I have been listening to this nonsense about how the country is inundated with gun dealers for years. The statement has absolutely no connection to the reality of the gun business at all. Not one bit.

The fact that someone sends the ATF $300, passes a background check, and is issued a federal dealer’s license doesn’t mean that he will ever sell a single gun to another soul. On the other hand, if I want to open a retail store and sell products to the public – guns, coffee, cat litter, anything else – getting a license from the Feds because it’s guns I’m going to sell is the least licensing requirement I need to worry about.

Before I open my doors to my first customer, I’m going to need to register with the state revenue people because I have to charge, collect, and remit sales tax. In most jurisdictions I’ll also need a local and/or state business license, along with insurance, a commercial bank account and maybe I should register as a corporation just in case.

How many of those almost 80,000 people holding those ATF dealer, manufacturer and importer licenses have gone to the trouble of actually setting up a place to do business, going out and getting all the licenses and fulfilling all the other paperwork and commercial requirements that have to be met before they can sell one, blessed thing?

              Take my state, which is Massachusetts. Right now, there are 364 residents in Massachusetts who hold a current gun dealer’s license from the ATF.  Presently there are 36 retail gun dealers doing business in this state.

              The ATF says it conducted 11 inspections in Massachusetts from 2015 through 2017. So, if we follow the argument made by The Trace, it looks like the ATF inspected 3 percent of the gun dealers in Massachusetts over those three years. In fact, they inspected roughly one-third of all the locations where someone can actually purchase a gun.

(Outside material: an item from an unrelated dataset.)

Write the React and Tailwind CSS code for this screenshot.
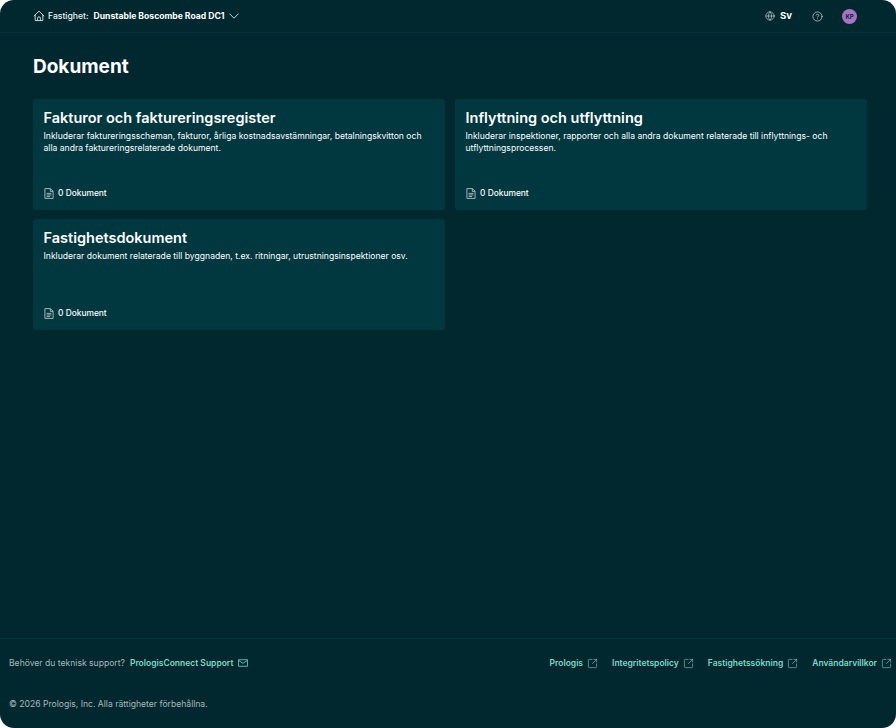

              Nearly all the folks holding federal gun licenses use these licenses to buy guns for themselves either directly from other dealers or from wholesalers because on such a direct purchase they will save upwards of 30 percent or more of what they would pay if they walked into a gun shop and bought the same gun over the counter in a retail sale.

Mail-order sales to individuals across state lines were outlawed by the federal gun-control law passed in 1968 (GCA68), because that’s how Lee Harvey Oswald acquired the rifle which he used to assassinate JFK. And which Federal agency did GCA68 designate to regulate dealer-to-dealer movement of guns? That’s right – the ATF.

I am still waiting for the first gun journalist who writes about the shockingly large number of gun dealers selling all those guns that end up in the ‘wrong’ hands to sit down and take the trouble to figure out how many physical locations actually exist where someone can legally purchase a gun.

This exercise has not yet been performed by my friends at The Trace, but they know ‘for a fact’ that the ATF only inspects less than 10% of all gun dealers every year.

They know. Yea, right.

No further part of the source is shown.